Early electrical nightlights used small incandescent lamps or small neon lamps to provide light, and were much safer than small candles using an open flame. The neon versions consumed very little energy and had a long life, but had a tendency to flicker on and off (reminiscent of a candle), which some users liked and others found annoying. In the 1960s, small nightlights appeared that featured a low-power electroluminescent panel emitting soft green or blue light; similar lights are still available today.

Some nightlights include a photocell, which enables them to switch off when the ambient light is sufficiently bright. Other designs also feature a built-in passive infrared sensor to detect motion, and only switch on when somebody is passing by in the dark. With the availability of low-cost LEDs, many different variants have become available, featuring different colours, sometimes changing automatically or in a user-controllable way.

==Safety hazard==
The US Consumer Product Safety Commission, or UCPSC, reports it receives about 10 reports per year where nightlights close to flammable materials were cited as responsible for fires; they recommend the use of nightlights with LED bulbs cooler and more energy efficient than the 4 or 7 watt incandescent light bulbs still used in some older nightlights.

== Potential health issues and benefits==
A University of Pennsylvania study indicated that sleeping with the light on or with a nightlight was associated with a greater incidence of nearsightedness in children. However, a later study at Ohio State University contradicted the earlier conclusion. Both studies were published in the journal Nature.

Another study has indicated that sleeping with the light on may protect the eyes of diabetics from retinopathy, a condition that can lead to blindness. However, the initial study is still inconclusive.

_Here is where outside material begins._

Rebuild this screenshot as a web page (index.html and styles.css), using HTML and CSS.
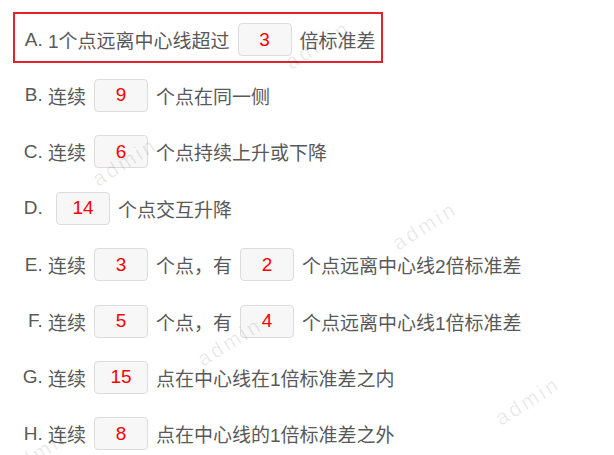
FILE: index.html
```html
<!DOCTYPE html>
<html lang="zh-CN">
<head>
<meta charset="utf-8">
<title>判异规则</title>
<link rel="stylesheet" href="styles.css">
</head>
<body>
<div class="form">
  <div class="row selected">
    <span class="label">A.</span><span class="txt">1个点远离中心线超过</span><span class="num">3</span><span class="txt">倍标准差</span>
  </div>
  <div class="row">
    <span class="label">B.</span><span class="txt">连续</span><span class="num">9</span><span class="txt">个点在同一侧</span>
  </div>
  <div class="row">
    <span class="label">C.</span><span class="txt">连续</span><span class="num">6</span><span class="txt">个点持续上升或下降</span>
  </div>
  <div class="row">
    <span class="label">D.</span><span class="num">14</span><span class="txt">个点交互升降</span>
  </div>
  <div class="row">
    <span class="label">E.</span><span class="txt">连续</span><span class="num">3</span><span class="txt">个点，有</span><span class="num">2</span><span class="txt">个点远离中心线2倍标准差</span>
  </div>
  <div class="row">
    <span class="label">F.</span><span class="txt">连续</span><span class="num">5</span><span class="txt">个点，有</span><span class="num">4</span><span class="txt">个点远离中心线1倍标准差</span>
  </div>
  <div class="row">
    <span class="label">G.</span><span class="txt">连续</span><span class="num">15</span><span class="txt">点在中心线在1倍标准差之内</span>
  </div>
  <div class="row last">
    <span class="label">H.</span><span class="txt">连续</span><span class="num">8</span><span class="txt">点在中心线的1倍标准差之外</span>
  </div>
</div>
<div class="watermarks">
  <span class="wm w1">admin</span>
  <span class="wm w2">admin</span>
  <span class="wm w3">admin</span>
  <span class="wm w4">admin</span>
  <span class="wm w5">admin</span>
  <span class="wm w6">admin</span>
</div>
</body>
</html>
```
FILE: styles.css
```css
html, body {
  margin: 0;
  padding: 0;
  background: #ffffff;
  overflow: hidden;
}
body {
  width: 614px;
  height: 455px;
  position: relative;
  font-family: "Liberation Sans", "Noto Sans CJK SC", sans-serif;
  font-size: 19px;
  color: #595959;
}
.form {
  padding-top: 12px;
  margin-left: 13px;
}
.row {
  box-sizing: border-box;
  display: flex;
  align-items: center;
  height: 56.4px;
  border: 2px solid transparent;
  white-space: nowrap;
}
.row.selected {
  width: 370px;
  height: 51px;
  padding-top: 4px;
  margin-bottom: 4.3px;
  border-color: #e3232c;
}
.row.last {
  height: 49.3px;
  padding-top: 7.1px;
}
.label {
  display: inline-block;
  width: 27.7px;
  margin-right: 5.3px;
  text-align: right;
}
.txt {
  display: inline-block;
}
.num {
  box-sizing: border-box;
  display: inline-flex;
  align-items: center;
  justify-content: center;
  width: 54px;
  height: 33px;
  margin: 0 8px;
  border: 1px solid #dcdcdc;
  border-radius: 4px;
  background: #f7f7f7;
  color: #ff0000;
  font-size: 19px;
}
.watermarks {
  position: absolute;
  left: 0;
  top: 0;
  width: 614px;
  height: 455px;
  overflow: hidden;
  pointer-events: none;
}
.wm {
  position: absolute;
  font-family: "Liberation Sans", sans-serif;
  font-size: 21px;
  letter-spacing: 3px;
  color: rgba(0, 0, 0, 0.09);
  transform: translate(-50%, -50%) rotate(-32deg);
}
.w1 { left: 318px; top: 45px; }
.w2 { left: 125px; top: 162px; }
.w3 { left: 425px; top: 226px; }
.w4 { left: 230px; top: 342px; }
.w5 { left: 528px; top: 401px; }
.w6 { left: 40px; top: 452px; }
```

The optimal sleeping light condition is said by some to be total darkness. If a nightlight is used within a sleeping area, it is recommended to choose a dim reddish or amber light to minimize disruptive effects on sleep cycles. In addition, nightlights may be useful in locations other than sleeping areas, such as hallways, bathrooms, or kitchens, to allow late night trips to be made without turning on the full light, while preserving a dark sleeping environment.